Поэтому с первых месяцев существования организации мы пестовали идею распространения листовок во время массового скопления народа. Дважды в год Ленинград выходит на улицы и бесконечной рекой демонстраций течет через Дворцовую площадь. Демонстрантам давно уже безразличны лозунги и призывы, которые обрушиваются на них с трибун через громкоговорители. У нас на заводе давали день отгула тем, кто соглашался пронести Красное знамя несколько сот метров во время демонстраций. Это предлагали внукам тех самых дедов, которые без всяких отгулов делали революцию 1917 года.

Но Ленинград – не Рио-де-Жанейро и не Кельн.
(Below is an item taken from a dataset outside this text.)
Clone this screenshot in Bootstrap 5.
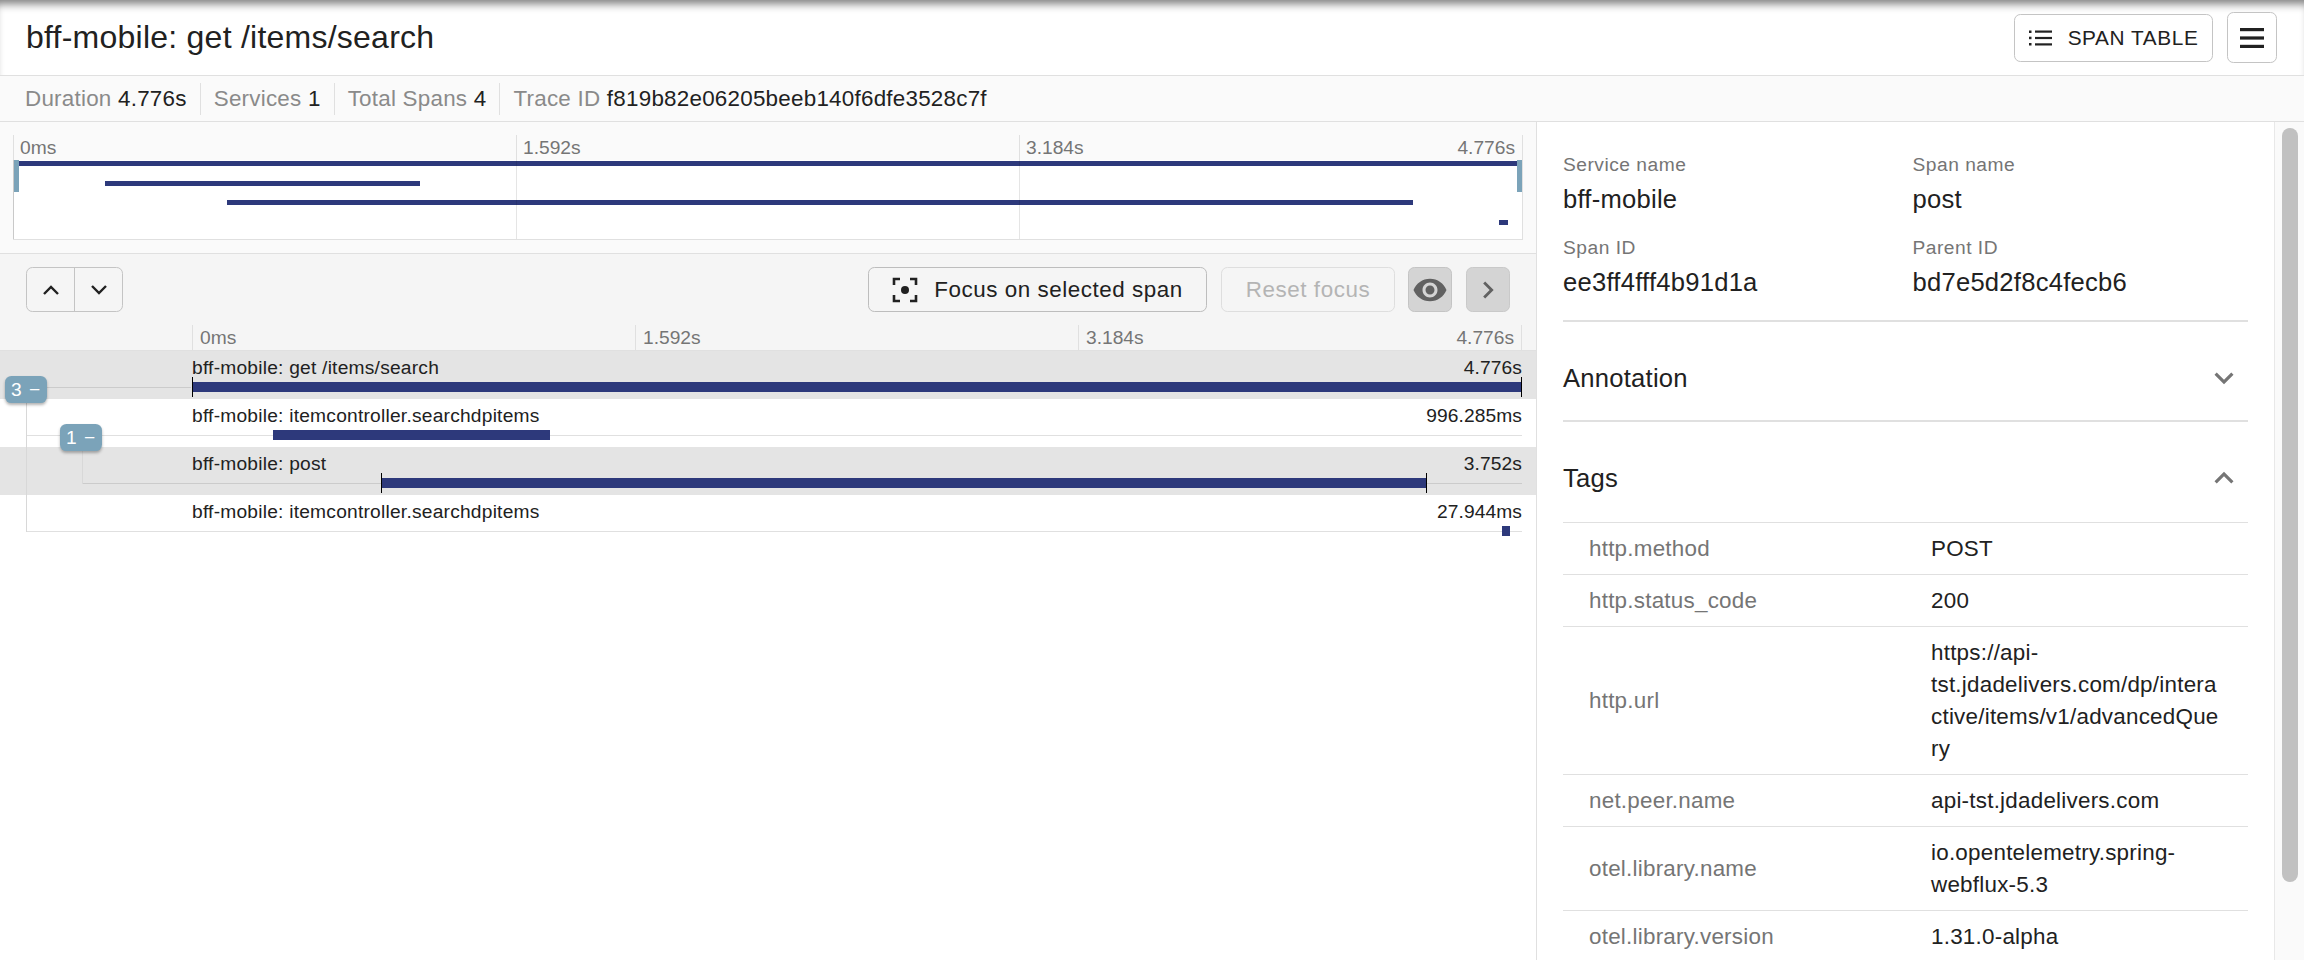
<!DOCTYPE html>
<html lang="en">
<head>
    <meta charset="UTF-8">
    <meta name="viewport" content="width=device-width, initial-scale=1.0">
    <title>bff-mobile: get /items/search</title>
    <link href="https://cdn.jsdelivr.net/npm/bootstrap@5.3.0/dist/css/bootstrap.min.css" rel="stylesheet">
    <style>
        body { font-family: "Liberation Sans", Arial, sans-serif; height: 100vh; overflow: hidden; color: #212121; }
        .app-head { height: 76px; padding: 0 27px 0 26px; border-bottom: 1px solid #e0e0e0; box-shadow: inset 0 9px 8px -5px rgba(0,0,0,.5); }
        .app-title { font-size: 32px; letter-spacing: .24px; font-weight: 400; margin: 0; }
        .out-btn { border: 1px solid #c4c4c4; border-radius: 6.4px; background: #fff; color: #212121; padding: 0; }
        .table-btn { width: 199px; height: 48px; font-size: 20.8px; letter-spacing: .59px; }
        .menu-btn { width: 50px; height: 51px; margin-left: 14px; }
        .info-bar { height: 46px; background: #fafafa; border-bottom: 1px solid #e0e0e0; padding: 7px 0 6px 12px; font-size: 22.4px; letter-spacing: .24px; }
        .info-item { padding: 0 13px; border-right: 1px solid #e0e0e0; line-height: 32px; white-space: nowrap; }
        .info-item:last-child { border-right: 0; }
        .info-key { color: #8a8a8a; }
        .main-area { height: 838px; }
        .left-pane { width: 1537px; flex: none; border-right: 1px solid #e0e0e0; }
        .mini-wrap { height: 132px; background: #fafafa; border-bottom: 1px solid #e0e0e0; padding: 13px 13px 0; }
        .mini-box { position: relative; width: 1510px; height: 105px; border-bottom: 1px solid #e0e0e0; border-right: 1px solid #e0e0e0; }
        .mini-labels { height: 25px; font-size: 19.2px; color: #757575; line-height: 25px; }
        .mini-cell { flex: 1; padding: 0 7px; }
        .mini-bars { height: 79px; background: #fff; padding-top: 1px; border-left: 1px solid #e0e0e0; display: flex; flex-direction: column; gap: 14.5px; }
        .mini-bar { height: 5px; background: #2d397b; flex: none; }
        .mini-tick { position: absolute; top: 0; bottom: 0; width: 1px; background: rgba(0,0,0,.1); }
        .mini-handle { position: absolute; top: 25px; width: 5px; height: 32px; background: #7ba3b9; }
        .tool-wrap { background: #f5f5f5; height: 71px; padding: 13px 26px 13px 26px; }
        .ctl-btn { height: 45px; font-size: 22.4px; letter-spacing: .55px; }
        .updown { width: 97px; height: 45px; border: 1px solid #c4c4c4; border-radius: 6.4px; overflow: hidden; }
        .updown button { flex: 1; border: 0; background: transparent; padding: 0; }
        .updown button + button { border-left: 1px solid #c4c4c4; }
        .focus-btn { width: 339px; background: transparent; margin-left: auto; border-color: #bdbdbd; }
        .reset-btn { width: 174px; background: transparent; color: #b4b4b4; border-color: #dedede; margin-left: 14px; }
        .eye-btn { width: 44px; background: #d4d4d4; margin-left: 13px; }
        .next-btn { width: 44px; background: #d4d4d4; margin-left: 14px; border-color: #c9c9c9; }
        .tick-head { height: 26px; background: #f5f5f5; border-bottom: 1px solid #e0e0e0; padding: 0 14px 0 192px; font-size: 19.2px; color: #757575; line-height: 25px; }
        .tick-cell { flex: 1; padding: 0 7px; border-left: 1px solid #e0e0e0; }
        .tick-cell:last-child { border-right: 1px solid #e0e0e0; }
        .span-list { position: relative; }
        .span-row { position: relative; height: 48px; padding: 4px 14px 0 192px; }
        .span-row.picked { background: #e4e4e4; }
        .span-text { font-size: 19.2px; letter-spacing: .22px; line-height: 26px; color: #212121; }
        .span-time { letter-spacing: .1px; }
        .span-line { position: absolute; height: 1px; right: 14px; background: #e0e0e0; }
        .picked .span-line { background: #cbcbcb; }
        .span-track { position: relative; height: 10px; margin-top: 1px; }
        .span-bar { position: absolute; top: 0; height: 10px; background: #2d397b; }
        .span-edge { position: absolute; top: -5px; height: 20px; width: 1px; background: #000; }
        .tree-v { position: absolute; width: 1px; background: #d8d8d8; }
        .tree-badge { position: absolute; width: 41.5px; height: 27px; background: #7ba3b9; color: #fff; border-radius: 6.4px; font-size: 19.2px; line-height: 27px; box-shadow: 0 2px 3px rgba(0,0,0,.3); padding-left: 6px; letter-spacing: 1px; }
        .right-pane { flex: 1; min-width: 0; overflow: hidden; }
        .detail-body { width: 737px; flex: none; padding: 27px 26px 0; overflow: hidden; }
        .meta-grid { display: grid; grid-template-columns: 349.5px 1fr; row-gap: 13px; padding-bottom: 18px; border-bottom: 2px solid #e0e0e0; }
        .meta-key { font-size: 19.2px; line-height: 32px; letter-spacing: .5px; color: #757575; }
        .meta-val { font-size: 25.6px; line-height: 36px; padding-bottom: 2px; letter-spacing: .24px; color: #212121; }
        .sect-head { height: 88px; margin-top: 12px; font-size: 25.6px; letter-spacing: .24px; padding-right: 5px; }
        .sect-line { border-bottom: 2px solid #e0e0e0; height: 88px; }
        .tag-table { table-layout: fixed; font-size: 22.4px; letter-spacing: .24px; line-height: 32px; border-top: 1px solid #e0e0e0; margin: 0; --bs-table-border-color: #e0e0e0; }
        .tag-table th { width: 368px; font-weight: 400; color: #757575; padding: 9.5px 0 9.5px 26px; }
        .tag-table td { padding: 9.5px 27px 9.5px 0; color: #212121; }
        .fake-scroll { width: 30px; flex: none; background: #fafafa; border-left: 1px solid #e8e8e8; padding: 6px 6px 0 7px; }
        .fake-thumb { height: 754px; background: #c1c1c1; border-radius: 9px; }
    </style>
</head>
<body>
    <header class="app-head d-flex align-items-center">
        <h1 class="app-title">bff-mobile: get /items/search</h1>
        <button class="btn out-btn table-btn ms-auto d-flex align-items-center justify-content-center">
            <svg width="23" height="20" viewBox="0 0 23 20" class="me-3"><g fill="#212121"><rect x="0" y="2.500" width="2.500" height="2.500"/><rect x="0" y="8.700" width="2.500" height="2.500"/><rect x="0" y="15" width="2.500" height="2.500"/><rect x="6" y="2.500" width="17" height="2.200"/><rect x="6" y="8.900" width="17" height="2.200"/><rect x="6" y="15.300" width="17" height="2.200"/></g></svg>
            SPAN TABLE
        </button>
        <button class="btn out-btn menu-btn d-flex align-items-center justify-content-center">
            <svg width="26" height="24" viewBox="0 0 26 24"><g fill="#212121"><rect x="1" y="2" width="24" height="3.200"/><rect x="1" y="10.400" width="24" height="3.200"/><rect x="1" y="18.800" width="24" height="3.200"/></g></svg>
        </button>
    </header>

    <div class="info-bar d-flex">
        <div class="info-item"><span class="info-key">Duration</span> 4.776s</div>
        <div class="info-item"><span class="info-key">Services</span> 1</div>
        <div class="info-item"><span class="info-key">Total Spans</span> 4</div>
        <div class="info-item"><span class="info-key">Trace ID</span> f819b82e06205beeb140f6dfe3528c7f</div>
    </div>

    <div class="main-area d-flex">
        <div class="left-pane">
            <div class="mini-wrap">
                <div class="mini-box">
                    <div class="mini-labels d-flex">
                        <div class="mini-cell">0ms</div>
                        <div class="mini-cell">1.592s</div>
                        <div class="mini-cell d-flex justify-content-between"><span>3.184s</span><span>4.776s</span></div>
                    </div>
                    <div class="mini-bars">
                        <div class="mini-bar" style="margin-left:0;width:100%"></div>
                        <div class="mini-bar" style="margin-left:6.05%;width:20.86%"></div>
                        <div class="mini-bar" style="margin-left:14.1%;width:78.66%"></div>
                        <div class="mini-bar" style="margin-left:98.5%;width:.55%"></div>
                    </div>
                    <div class="mini-tick" style="left:0"></div>
                    <div class="mini-tick" style="left:33.33%"></div>
                    <div class="mini-tick" style="left:66.67%"></div>
                    <div class="mini-handle" style="left:1px"></div>
                    <div class="mini-handle" style="right:0"></div>
                </div>
            </div>

            <div class="tool-wrap d-flex">
                <div class="updown d-flex">
                    <button aria-label="up"><svg width="18" height="12" viewBox="0 0 18 12"><path d="M2 10 9 3l7 7" fill="none" stroke="#212121" stroke-width="2.400"/></svg></button>
                    <button aria-label="down"><svg width="18" height="12" viewBox="0 0 18 12"><path d="M2 2l7 7 7-7" fill="none" stroke="#212121" stroke-width="2.400"/></svg></button>
                </div>
                <button class="btn out-btn ctl-btn focus-btn d-flex align-items-center justify-content-center">
                    <svg width="26" height="26" viewBox="0 0 26 26" class="me-2"><path d="M8 2H2v6M18 2h6v6M8 24H2v-6M18 24h6v-6" fill="none" stroke="#212121" stroke-width="2.600"/><circle cx="13" cy="13" r="4" fill="#212121"/></svg>
                    <span class="ms-2">Focus on selected span</span>
                </button>
                <button class="btn out-btn ctl-btn reset-btn">Reset focus</button>
                <button class="btn out-btn ctl-btn eye-btn d-flex align-items-center justify-content-center" aria-label="show">
                    <svg width="36" height="36" viewBox="0 0 24 24"><path fill="#616161" d="M12 4.500C7 4.500 2.730 7.610 1 12c1.730 4.390 6 7.500 11 7.500s9.270-3.110 11-7.500c-1.730-4.390-6-7.500-11-7.500zM12 17c-2.760 0-5-2.240-5-5s2.240-5 5-5 5 2.240 5 5-2.240 5-5 5zm0-8c-1.660 0-3 1.340-3 3s1.340 3 3 3 3-1.340 3-3-1.340-3-3-3z"/></svg>
                </button>
                <button class="btn out-btn ctl-btn next-btn d-flex align-items-center justify-content-center" aria-label="next">
                    <svg width="34" height="34" viewBox="0 0 24 24"><path fill="#616161" d="M10 6 8.590 7.410 13.170 12l-4.580 4.590L10 18l6-6z"/></svg>
                </button>
            </div>

            <div class="tick-head d-flex">
                <div class="tick-cell">0ms</div>
                <div class="tick-cell">1.592s</div>
                <div class="tick-cell d-flex justify-content-between"><span>3.184s</span><span>4.776s</span></div>
            </div>

            <div class="span-list">
                <div class="span-row picked">
                    <div class="span-line" style="left:46px;right:1345px;top:36px"></div>
                    <div class="span-text d-flex justify-content-between"><span>bff-mobile: get /items/search</span><span class="span-time">4.776s</span></div>
                    <div class="span-track">
                        <div class="span-bar" style="left:0;width:100%"></div>
                        <div class="span-edge" style="left:0"></div>
                        <div class="span-edge" style="left:calc(100% - 1px)"></div>
                    </div>
                </div>
                <div class="span-row">
                    <div class="span-line" style="left:26px;top:36px"></div>
                    <div class="span-text d-flex justify-content-between"><span>bff-mobile: itemcontroller.searchdpitems</span><span class="span-time">996.285ms</span></div>
                    <div class="span-track">
                        <div class="span-bar" style="left:6.09%;width:20.86%"></div>
                    </div>
                </div>
                <div class="span-row picked">
                    <div class="span-line" style="left:82px;top:36px"></div>
                    <div class="span-text d-flex justify-content-between"><span>bff-mobile: post</span><span class="span-time">3.752s</span></div>
                    <div class="span-track">
                        <div class="span-bar" style="left:14.2%;width:78.56%"></div>
                        <div class="span-edge" style="left:14.2%"></div>
                        <div class="span-edge" style="left:92.76%"></div>
                    </div>
                </div>
                <div class="span-row">
                    <div class="span-line" style="left:26px;top:36px"></div>
                    <div class="span-text d-flex justify-content-between"><span>bff-mobile: itemcontroller.searchdpitems</span><span class="span-time">27.944ms</span></div>
                    <div class="span-track">
                        <div class="span-bar" style="left:98.5%;width:.6%"></div>
                    </div>
                </div>
                <div class="tree-v" style="left:26px;top:50px;height:131px"></div>
                <div class="tree-v" style="left:82px;top:100px;height:33px"></div>
                <div class="tree-badge" style="left:5px;top:25px">3 −</div>
                <div class="tree-badge" style="left:60px;top:73px">1 −</div>
            </div>
        </div>

        <div class="right-pane d-flex">
            <div class="detail-body">
                <div class="meta-grid">
                    <div><div class="meta-key">Service name</div><div class="meta-val">bff-mobile</div></div>
                    <div><div class="meta-key">Span name</div><div class="meta-val">post</div></div>
                    <div><div class="meta-key">Span ID</div><div class="meta-val">ee3ff4fff4b91d1a</div></div>
                    <div><div class="meta-key">Parent ID</div><div class="meta-val">bd7e5d2f8c4fecb6</div></div>
                </div>
                <div class="sect-line">
                    <div class="sect-head d-flex align-items-center justify-content-between">Annotation
                        <svg width="38" height="38" viewBox="0 0 24 24"><path fill="#757575" d="M16.590 8.590 12 13.170 7.410 8.590 6 10l6 6 6-6z"/></svg>
                    </div>
                </div>
                <div class="sect-head d-flex align-items-center justify-content-between">Tags
                    <svg width="38" height="38" viewBox="0 0 24 24"><path fill="#757575" d="m12 8-6 6 1.410 1.410L12 10.830l4.590 4.580L18 14z"/></svg>
                </div>
                <table class="table tag-table align-middle">
                    <tbody>
                        <tr><th>http.method</th><td>POST</td></tr>
                        <tr><th>http.status_code</th><td>200</td></tr>
                        <tr><th>http.url</th><td>https://api-<br>tst.jdadelivers.com/dp/intera<br>ctive/items/v1/advancedQue<br>ry</td></tr>
                        <tr><th>net.peer.name</th><td>api-tst.jdadelivers.com</td></tr>
                        <tr><th>otel.library.name</th><td>io.opentelemetry.spring-<br>webflux-5.3</td></tr>
                        <tr><th>otel.library.version</th><td>1.31.0-alpha</td></tr>
                    </tbody>
                </table>
            </div>
            <div class="fake-scroll"><div class="fake-thumb"></div></div>
        </div>
    </div>

    <script src="https://cdn.jsdelivr.net/npm/bootstrap@5.3.0/dist/js/bootstrap.bundle.min.js"></script>
</body>
</html>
Шумных карнавалов в нем не бывает. А разрядка людям нужна. Приятно отключиться от ежедневной нудной суеты, надеть новый пиджак и белую рубашку и идти по празднично украшенному городу под звуки музыки, покупать красивые воздушные шары дочери, которую почти не видишь по будням, а себе пиво и воблу (если повезет). А что там кричит с трибуны в микрофон тот пузатый дядя в очках – это его личное дело. Сам кричит очередной лозунг, сам же покрывает его бодрым «ура» – площадь единодушно молчит. Никого это давно уже не колышет. Только на какой-нибудь местнический призыв, типа «Да здравствует славный коллектив Техникума общественного питания!» может откликнуться несколько энтузиастов из проходящей мимо колонны техникума.

Даже сотня листовок, упавшая на Дворцовую площадь во время демонстраций 1 мая или 7 ноября, могла бы надолго взбудоражить весь город, по крайней мере, наших прямых адресатов – евреев Ленинграда. Еврейская молодежь увидит, что в городе существует подпольная организация сионистской молодежи, и это зажжет тех, кто еще может гореть.